Herrera spoke with the aid of Diego Ettedgui, the team's Spanish-language interpreter, one day after playing in his first game in the majors in 23 months on Monday. He served an 85-game suspension in 2019 for violating Major League Baseball's policy against domestic abuse and did not appear in the majors in 2020.
"It feels really good to be back in the big leagues," the 29-year-old outfielder said. "That's what I worked for, so I thank God and the Phillies for the opportunity.
"And I have to thank my teammates, too, for opening their arms and welcoming me back to the team. But it's a work in progress. I'm still working to gain their trust back."
Herrera started in center field and batted seventh for the second night in a row Tuesday.
He made a running catch at the wall to secure Monday night's 2-1 win in St. Louis.
In May 2019, Herrera was arrested for assaulting his girlfriend, Melany Martinez-Angulo, in Atlantic City. The charges were eventually dropped.
The couple underwent significant counseling, and still does occasionally through Zoom, according to Herrera.
"Right now, my relationship with Melany is really good," Herrera said. "We're in a really good place. It's a very healthy relationship and every day, that's what we work on. Every day, what I learned from counseling, I apply with Melany. That's how we have a really good relationship because we apply what we learned in counseling with one another."
Herrera was asked what specifically he learned in counseling and how it changed him.
"There are a few things that I want to keep to myself," he said. "Some things that are private, but what I can share with you is that it has given me a sense of having way more responsibility, way more patience and how to be a better man.
"I honestly feel it has helped me a lot already because you go through things and the most important thing I have got in this is advice from different people. I think that has helped me grow to be not only a better player but also a better man."
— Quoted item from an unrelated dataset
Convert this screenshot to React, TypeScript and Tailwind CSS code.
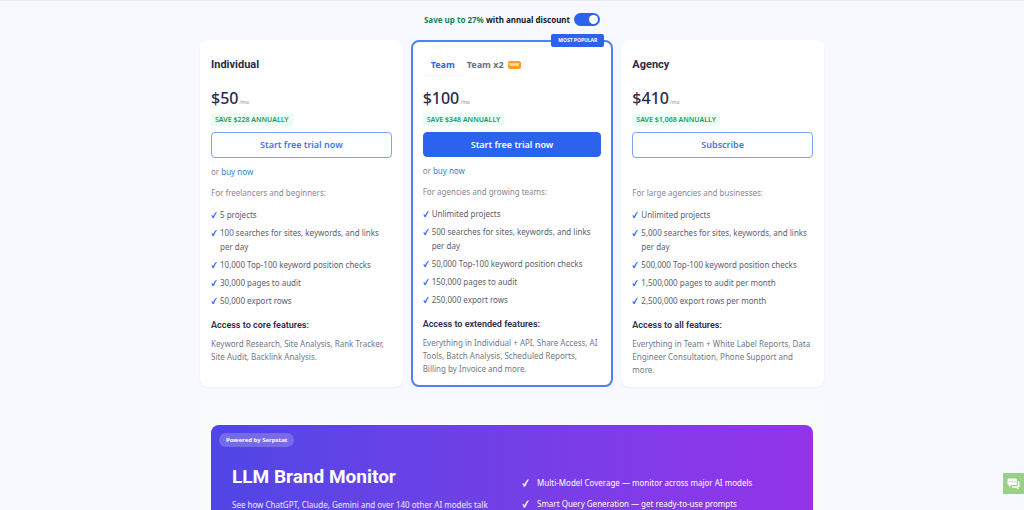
import React, { useState } from 'react';

type Plan = {
  name: string;
  price: string;
  save: string;
  cta: string;
  buyNow: boolean;
  popular?: boolean;
  audience: string;
  features: string[];
  accessTitle: string;
  access: string;
};

const plans: Plan[] = [
  {
    name: 'Individual',
    price: '$50',
    save: 'SAVE $228 ANNUALLY',
    cta: 'Start free trial now',
    buyNow: true,
    audience: 'For freelancers and beginners:',
    features: [
      '5 projects',
      '100 searches for sites, keywords, and links per day',
      '10,000 Top-100 keyword position checks',
      '30,000 pages to audit',
      '50,000 export rows',
    ],
    accessTitle: 'Access to core features:',
    access: 'Keyword Research, Site Analysis, Rank Tracker, Site Audit, Backlink Analysis.',
  },
  {
    name: 'Team',
    price: '$100',
    save: 'SAVE $348 ANNUALLY',
    cta: 'Start free trial now',
    buyNow: true,
    popular: true,
    audience: 'For agencies and growing teams:',
    features: [
      'Unlimited projects',
      '500 searches for sites, keywords, and links per day',
      '50,000 Top-100 keyword position checks',
      '150,000 pages to audit',
      '250,000 export rows',
    ],
    accessTitle: 'Access to extended features:',
    access:
      'Everything in Individual + API, Share Access, AI Tools, Batch Analysis, Scheduled Reports, Billing by Invoice and more.',
  },
  {
    name: 'Agency',
    price: '$410',
    save: 'SAVE $1,068 ANNUALLY',
    cta: 'Subscribe',
    buyNow: false,
    audience: 'For large agencies and businesses:',
    features: [
      'Unlimited projects',
      '5,000 searches for sites, keywords, and links per day',
      '500,000 Top-100 keyword position checks',
      '1,500,000 pages to audit per month',
      '2,500,000 export rows per month',
    ],
    accessTitle: 'Access to all features:',
    access: 'Everything in Team + White Label Reports, Data Engineer Consultation, Phone Support and more.',
  },
];

const monitorFeatures = [
  'Multi-Model Coverage — monitor across major AI models',
  'Smart Query Generation — get ready-to-use prompts',
];

const Check = ({ className }: { className: string }) => (
  <svg viewBox="0 0 14 16" className={className} fill="currentColor" stroke="currentColor" strokeWidth="0.4" aria-hidden="true">
    <path d="M1 9.6 C2.2 8.3 3.4 8.4 4.1 10.2 L4.8 11.4 C6.6 7.2 9 3.6 11.6 1 L13.6 0.8 C10.8 5 8.6 9.4 6.6 14.4 C5.6 15.2 4.6 15.4 3.6 15.2 C3 13 2.4 10.6 1 9.6 Z" />
  </svg>
);

const TeamTabs = () => {
  const [tab, setTab] = useState<'team' | 'x2'>('team');
  return (
    <div className="flex h-[22px] items-center text-[9px] font-bold">
      <button
        onClick={() => setTab('team')}
        className={`h-full border-b px-2 ${tab === 'team' ? 'border-gray-100 text-[#2b63ee]' : 'border-transparent text-[#6b7080]'}`}
      >
        Team
      </button>
      <button
        onClick={() => setTab('x2')}
        className={`flex h-full items-center gap-1 border-b px-1 ${tab === 'x2' ? 'border-gray-100 text-[#2b63ee]' : 'border-transparent text-[#6b7080]'}`}
      >
        Team x2
        <span className="rounded-xs bg-[#ff9a2e] px-[2px] text-[4px] leading-[8px] font-bold text-white">NEW</span>
      </button>
    </div>
  );
};

const PlanCard = ({ plan }: { plan: Plan }) => (
  <article
    className={`relative rounded-lg bg-white pb-[10px] ${
      plan.popular ? 'border-2 border-[#4f80f7] px-[10px] pt-3' : 'px-[11px] pt-[14px] shadow-xs'
    }`}
  >
    {plan.popular && (
      <span className="absolute -top-2 right-[7px] rounded-xs bg-[#2b63ee] px-[7px] text-[5px] leading-[13px] font-bold text-white">
        MOST POPULAR
      </span>
    )}
    {plan.popular ? (
      <TeamTabs />
    ) : (
      <h2 className="font-[Roboto] text-[11px] leading-[22px] font-bold text-[#2d2a4a]">{plan.name}</h2>
    )}
    <p className="mt-[10px] flex items-baseline text-[16px] leading-6 font-medium text-[#2d2a4a]">
      {plan.price}
      <span className="ml-px text-[5px] leading-none font-normal text-[#8b8f9d]">/mo</span>
    </p>
    <p className="mt-[3px] w-fit rounded-xs bg-[#ecfdf5] px-1 text-[7px] leading-[13px] font-semibold text-[#1c9a68]">
      {plan.save}
    </p>
    <button
      className={`mt-[6px] block w-full rounded-sm border text-[9px] font-semibold ${
        plan.popular ? 'h-[25px] border-[#2b63ee] bg-[#2b63ee] text-white' : 'h-[26px] border-[#7ea2fa] bg-white text-[#4374f3]'
      }`}
    >
      {plan.cta}
    </button>
    <p className="mt-[7px] h-[14px] leading-[14px] text-[#858998]">
      {plan.buyNow && (
        <>
          or{' '}
          <a href="#buy" className="text-[#3182d6]">
            buy now
          </a>
        </>
      )}
    </p>
    <p className="mt-[7px] leading-[14px] text-[#858998]">{plan.audience}</p>
    <ul className="mt-2 space-y-1 leading-[14px] text-[#5b6070]">
      {plan.features.map(f => (
        <li key={f} className="flex gap-[3px]">
          <Check className="mt-[3px] h-2 w-[6px] shrink-0 text-[#2f6bff]" />
          {f}
        </li>
      ))}
    </ul>
    <h3 className="mt-[10px] font-[Roboto] text-[9px] leading-[14px] font-semibold text-[#2d2a4a]">{plan.accessTitle}</h3>
    <p className="mt-[5px] leading-[13px] text-[#747988]">{plan.access}</p>
  </article>
);

const App = () => {
  const [annual, setAnnual] = useState(true);

  return (
    <div className="h-screen overflow-hidden border-t border-[#e9ebf1] bg-[#f8f9fe] font-['Noto_Sans',sans-serif] text-[8px]">
      <main className="mx-auto max-w-[624px]">
        {/* Billing period switch */}
        <label className="mt-3 flex items-center justify-center gap-1 text-[8px] leading-[13px] font-bold text-[#16161f]">
          <span>
            <span className="text-[#15835a]">Save up to 27%</span> with annual discount
          </span>
          <span className="relative inline-flex">
            <input
              type="checkbox"
              role="switch"
              checked={annual}
              onChange={e => setAnnual(e.target.checked)}
              className="peer h-[13px] w-[26px] appearance-none rounded-full bg-gray-300 checked:bg-[#2b63ee]"
            />
            <span className="pointer-events-none absolute top-[2px] left-[2px] size-[9px] rounded-full bg-white peer-checked:left-[15px]" />
          </span>
        </label>

        {/* Plans */}
        <section className="mt-[14px] grid grid-cols-3 gap-2">
          {plans.map(p => (
            <PlanCard key={p.name} plan={p} />
          ))}
        </section>

        {/* LLM Brand Monitor banner */}
        <section className="mt-4 bg-[#fafbfd] px-[11px] pt-[22px] pb-6">
          <div className="rounded-lg bg-linear-to-r from-[#4f46e5] to-[#9333ea] px-2 pt-2 pb-6 text-white">
            <span className="block w-fit rounded-full bg-white/20 px-[7px] text-[6px] leading-[14px] font-bold">
              Powered by Serpstat
            </span>
            <div className="grid grid-cols-2 gap-5 px-[13px] pt-[18px]">
              <div>
                <h2 className="font-[Roboto] text-[19px] leading-6 font-bold">LLM Brand Monitor</h2>
                <p className="mt-[9px] leading-[14px] text-white/90">
                  See how ChatGPT, Claude, Gemini and over 140 other AI models talk about your brand.
                </p>
              </div>
              <ul className="space-y-[7px] pt-[11px] leading-[14px]">
                {monitorFeatures.map(f => (
                  <li key={f} className="flex items-center gap-2">
                    <Check className="h-2 w-[7px] shrink-0" />
                    {f}
                  </li>
                ))}
              </ul>
            </div>
          </div>
        </section>
      </main>

      <button
        aria-label="Open chat"
        className="fixed right-0 bottom-4 flex size-[21px] items-center justify-center bg-[#9bd08a] text-white"
      >
        <svg viewBox="0 0 24 22" className="h-3 w-[13px]" fill="currentColor">
          <path d="M3 1h13a2 2 0 0 1 2 2v8a2 2 0 0 1-2 2H8l-4 4v-4H3a2 2 0 0 1-2-2V3a2 2 0 0 1 2-2z" />
          <path d="M20 6h1a2 2 0 0 1 2 2v8a2 2 0 0 1-2 2v3l-4-3h-6a2 2 0 0 1-2-2v-1h8a3 3 0 0 0 3-3z" />
          <g fill="#8cc57b">
            <circle cx="5.5" cy="7" r="1.3" />
            <circle cx="9.5" cy="7" r="1.3" />
            <circle cx="13.5" cy="7" r="1.3" />
          </g>
        </svg>
      </button>
    </div>
  );
};

export default App;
Herrera is the fourth different centerfielder used by the Phillies this season. He will get the chance to play every day and potentially lock down the job that he'd previously held from the start of the 2015 season until May 26, 2019.
Herrera was an All-Star in 2016, but his play slipped drastically over the final four months of the 2018 season and the first two months of the 2019 season. He hit just .218 in the 136 games that preceded his suspension. Combine that slip in performance with an almost two-year absence and it's fair to wonder if Herrera can be an impact player for the Phillies going forward.
"If you think about it and take a look at my numbers prior to 2019, the three years prior, my numbers were pretty good, so I am really not worried about the type of year I had on the field in 2019," he said. "I think that can happen to any ballplayer. I keep working hard and I think I'm ready to show what's coming is the best that you're going to see out of me."
The Phillies are on the road through Thursday. They play at home Friday night.
Herrera would not say what type of reception he expects from the fans.
"I'm really going to try to be locked in to help the team win," he said. "That's going to be my main focus because that's what we're here for."